** What is expected **
The listing below must be repeated word for word, with its images excluded.

** Information supplied **
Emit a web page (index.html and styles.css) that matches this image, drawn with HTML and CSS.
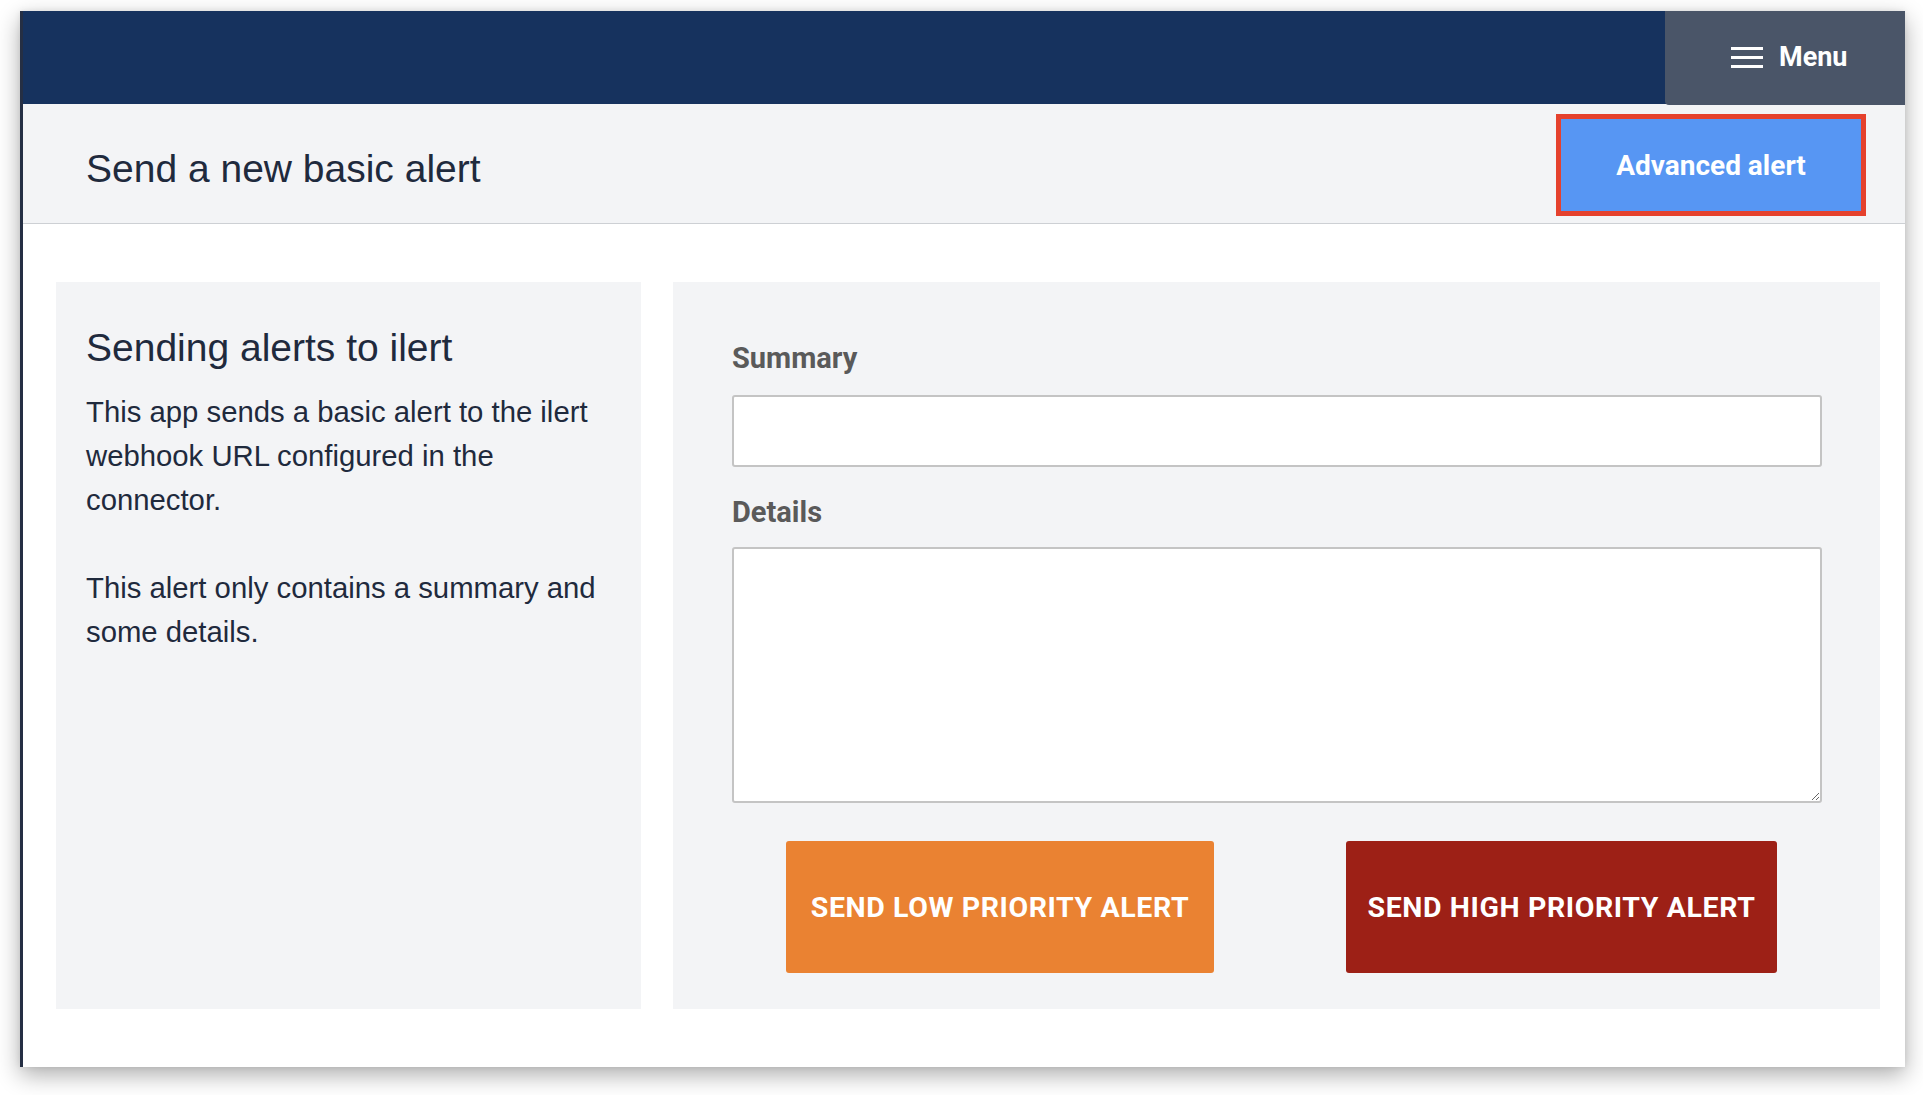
FILE: index.html
```html
<!DOCTYPE html>
<html lang="en">
<head>
<meta charset="utf-8">
<title>Send a new basic alert</title>
<link rel="stylesheet" href="styles.css">
</head>
<body>
<div class="window">
  <header class="topbar">
    <button class="menu" type="button">
      <svg class="menu-icon" width="32" height="21" viewBox="0 0 32 21" aria-hidden="true">
        <rect x="0" y="0" width="32" height="3" fill="#ffffff"/>
        <rect x="0" y="9" width="32" height="3" fill="#ffffff"/>
        <rect x="0" y="18" width="32" height="3" fill="#ffffff"/>
      </svg>
      <span>Menu</span>
    </button>
  </header>
  <div class="subbar">
    <h1 class="page-title">Send a new basic alert</h1>
    <button class="adv-btn" type="button">Advanced alert</button>
  </div>
  <main class="content">
    <section class="card info">
      <h2 class="info-title">Sending alerts to ilert</h2>
      <p class="info-text">This app sends a basic alert to the ilert webhook URL configured in the connector.</p>
      <p class="info-text">This alert only contains a summary and some details.</p>
    </section>
    <section class="card form">
      <label class="field-label" for="summary">Summary</label>
      <input class="field-input" id="summary" type="text">
      <label class="field-label details" for="details">Details</label>
      <textarea class="field-area" id="details"></textarea>
      <div class="actions">
        <button class="act-btn low" type="button">SEND LOW PRIORITY ALERT</button>
        <button class="act-btn high" type="button">SEND HIGH PRIORITY ALERT</button>
      </div>
    </section>
  </main>
</div>
</body>
</html>
```

FILE: styles.css
```css
* { box-sizing: border-box; }

html, body {
  margin: 0;
  padding: 0;
  background: #ffffff;
}

body {
  width: 1923px;
  height: 1095px;
  overflow: hidden;
  font-family: "Liberation Sans", Arial, Helvetica, sans-serif;
  color: #1f2a3d;
}

.window {
  margin: 11px 0 0 20px;
  width: 1885px;
  height: 1056px;
  border-left: 3px solid #252f44;
  background: #ffffff;
  box-shadow: 0 8px 22px rgba(0, 0, 0, 0.32), 0 0 6px rgba(0, 0, 0, 0.08);
  display: flex;
  flex-direction: column;
}

/* top navigation bar */
.topbar {
  height: 93px;
  flex: none;
  background: #16325e;
  display: flex;
  justify-content: flex-end;
}

.menu {
  width: 240px;
  height: 94px;
  margin-bottom: -1px;
  border: 0;
  border-bottom-left-radius: 4px;
  background: #4a5568;
  color: #ffffff;
  display: flex;
  align-items: center;
  gap: 16px;
  padding: 0 0 2px 66px;
  font-family: Roboto, "Liberation Sans", Arial, sans-serif;
  font-weight: 700;
  font-size: 27px;
  cursor: pointer;
  position: relative;
  z-index: 1;
}

.menu-icon { display: block; flex: none; }

/* sub header */
.subbar {
  height: 120px;
  flex: none;
  background: #f3f4f6;
  border-bottom: 1px solid #cdd0d4;
  display: flex;
  align-items: center;
  justify-content: space-between;
  padding: 0 39px 0 63px;
}

.page-title {
  margin: 10px 0 0 0;
  font-weight: 400;
  font-size: 39px;
  line-height: 46px;
  color: #1f2a3d;
}

.adv-btn {
  width: 310px;
  height: 102px;
  margin-top: 3px;
  border: 5px solid #e5412d;
  background: #5796f3;
  color: #ffffff;
  font-family: Roboto, "Liberation Sans", Arial, sans-serif;
  font-weight: 700;
  font-size: 28px;
  cursor: pointer;
}

/* content */
.content {
  flex: 1;
  min-height: 0;
  display: flex;
  gap: 32px;
  padding: 58px 25px 58px 33px;
}

.card {
  background: #f3f4f6;
}

.info {
  width: 585px;
  flex: none;
  padding: 42px 30px 0 30px;
}

.info-title {
  margin: 0 0 19px 0;
  font-weight: 400;
  font-size: 39px;
  line-height: 47px;
  color: #1f2a3d;
}

.info-text {
  margin: 0 0 44px 0;
  font-size: 29.3px;
  line-height: 44px;
  color: #1f2a3d;
}

.form {
  flex: 1;
  display: flex;
  flex-direction: column;
  padding: 54px 58px 36px 59px;
}

.field-label {
  display: block;
  font-family: Roboto, "Liberation Sans", Arial, sans-serif;
  font-weight: 700;
  font-size: 29px;
  line-height: 44px;
  color: #5a5a5a;
  margin-bottom: 15px;
}

.field-label.details {
  margin-bottom: 13px;
}

.field-input {
  display: block;
  width: 100%;
  height: 72px;
  flex: none;
  margin: 0 0 23px 0;
  border: 2px solid #c4c4c4;
  border-radius: 3px;
  background: #ffffff;
  font-size: 26px;
  padding: 0 12px;
}

.field-area {
  display: block;
  width: 100%;
  height: 256px;
  flex: none;
  margin: 0;
  border: 2px solid #c4c4c4;
  border-radius: 3px;
  background: #ffffff;
  font-size: 26px;
  padding: 10px 12px;
  resize: both;
}

.actions {
  display: flex;
  justify-content: space-between;
  margin-top: 38px;
  padding: 0 45px 0 54px;
}

.act-btn {
  height: 132px;
  border: 0;
  border-radius: 3px;
  color: #ffffff;
  font-family: Roboto, "Liberation Sans", Arial, sans-serif;
  font-weight: 700;
  font-size: 28.5px;
  letter-spacing: 0.6px;
  padding: 0;
  cursor: pointer;
}

.act-btn.low {
  width: 428px;
  background: #ea8232;
}

.act-btn.high {
  width: 431px;
  background: #9d2016;
}
```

** Correct answer **
Emit a web page (index.html and styles.css) that matches this image, drawn with HTML and CSS.
FILE: index.html
```html
<!DOCTYPE html>
<html lang="en">
<head>
<meta charset="utf-8">
<title>Send a new basic alert</title>
<link rel="stylesheet" href="styles.css">
</head>
<body>
<div class="window">
  <header class="topbar">
    <button class="menu" type="button">
      <svg class="menu-icon" width="32" height="21" viewBox="0 0 32 21" aria-hidden="true">
        <rect x="0" y="0" width="32" height="3" fill="#ffffff"/>
        <rect x="0" y="9" width="32" height="3" fill="#ffffff"/>
        <rect x="0" y="18" width="32" height="3" fill="#ffffff"/>
      </svg>
      <span>Menu</span>
    </button>
  </header>
  <div class="subbar">
    <h1 class="page-title">Send a new basic alert</h1>
    <button class="adv-btn" type="button">Advanced alert</button>
  </div>
  <main class="content">
    <section class="card info">
      <h2 class="info-title">Sending alerts to ilert</h2>
      <p class="info-text">This app sends a basic alert to the ilert webhook URL configured in the connector.</p>
      <p class="info-text">This alert only contains a summary and some details.</p>
    </section>
    <section class="card form">
      <label class="field-label" for="summary">Summary</label>
      <input class="field-input" id="summary" type="text">
      <label class="field-label details" for="details">Details</label>
      <textarea class="field-area" id="details"></textarea>
      <div class="actions">
        <button class="act-btn low" type="button">SEND LOW PRIORITY ALERT</button>
        <button class="act-btn high" type="button">SEND HIGH PRIORITY ALERT</button>
      </div>
    </section>
  </main>
</div>
</body>
</html>
```

FILE: styles.css
```css
* { box-sizing: border-box; }

html, body {
  margin: 0;
  padding: 0;
  background: #ffffff;
}

body {
  width: 1923px;
  height: 1095px;
  overflow: hidden;
  font-family: "Liberation Sans", Arial, Helvetica, sans-serif;
  color: #1f2a3d;
}

.window {
  margin: 11px 0 0 20px;
  width: 1885px;
  height: 1056px;
  border-left: 3px solid #252f44;
  background: #ffffff;
  box-shadow: 0 8px 22px rgba(0, 0, 0, 0.32), 0 0 6px rgba(0, 0, 0, 0.08);
  display: flex;
  flex-direction: column;
}

/* top navigation bar */
.topbar {
  height: 93px;
  flex: none;
  background: #16325e;
  display: flex;
  justify-content: flex-end;
}

.menu {
  width: 240px;
  height: 94px;
  margin-bottom: -1px;
  border: 0;
  border-bottom-left-radius: 4px;
  background: #4a5568;
  color: #ffffff;
  display: flex;
  align-items: center;
  gap: 16px;
  padding: 0 0 2px 66px;
  font-family: Roboto, "Liberation Sans", Arial, sans-serif;
  font-weight: 700;
  font-size: 27px;
  cursor: pointer;
  position: relative;
  z-index: 1;
}

.menu-icon { display: block; flex: none; }

/* sub header */
.subbar {
  height: 120px;
  flex: none;
  background: #f3f4f6;
  border-bottom: 1px solid #cdd0d4;
  display: flex;
  align-items: center;
  justify-content: space-between;
  padding: 0 39px 0 63px;
}

.page-title {
  margin: 10px 0 0 0;
  font-weight: 400;
  font-size: 39px;
  line-height: 46px;
  color: #1f2a3d;
}

.adv-btn {
  width: 310px;
  height: 102px;
  margin-top: 3px;
  border: 5px solid #e5412d;
  background: #5796f3;
  color: #ffffff;
  font-family: Roboto, "Liberation Sans", Arial, sans-serif;
  font-weight: 700;
  font-size: 28px;
  cursor: pointer;
}

/* content */
.content {
  flex: 1;
  min-height: 0;
  display: flex;
  gap: 32px;
  padding: 58px 25px 58px 33px;
}

.card {
  background: #f3f4f6;
}

.info {
  width: 585px;
  flex: none;
  padding: 42px 30px 0 30px;
}

.info-title {
  margin: 0 0 19px 0;
  font-weight: 400;
  font-size: 39px;
  line-height: 47px;
  color: #1f2a3d;
}

.info-text {
  margin: 0 0 44px 0;
  font-size: 29.3px;
  line-height: 44px;
  color: #1f2a3d;
}

.form {
  flex: 1;
  display: flex;
  flex-direction: column;
  padding: 54px 58px 36px 59px;
}

.field-label {
  display: block;
  font-family: Roboto, "Liberation Sans", Arial, sans-serif;
  font-weight: 700;
  font-size: 29px;
  line-height: 44px;
  color: #5a5a5a;
  margin-bottom: 15px;
}

.field-label.details {
  margin-bottom: 13px;
}

.field-input {
  display: block;
  width: 100%;
  height: 72px;
  flex: none;
  margin: 0 0 23px 0;
  border: 2px solid #c4c4c4;
  border-radius: 3px;
  background: #ffffff;
  font-size: 26px;
  padding: 0 12px;
}

.field-area {
  display: block;
  width: 100%;
  height: 256px;
  flex: none;
  margin: 0;
  border: 2px solid #c4c4c4;
  border-radius: 3px;
  background: #ffffff;
  font-size: 26px;
  padding: 10px 12px;
  resize: both;
}

.actions {
  display: flex;
  justify-content: space-between;
  margin-top: 38px;
  padding: 0 45px 0 54px;
}

.act-btn {
  height: 132px;
  border: 0;
  border-radius: 3px;
  color: #ffffff;
  font-family: Roboto, "Liberation Sans", Arial, sans-serif;
  font-weight: 700;
  font-size: 28.5px;
  letter-spacing: 0.6px;
  padding: 0;
  cursor: pointer;
}

.act-btn.low {
  width: 428px;
  background: #ea8232;
}

.act-btn.high {
  width: 431px;
  background: #9d2016;
}
```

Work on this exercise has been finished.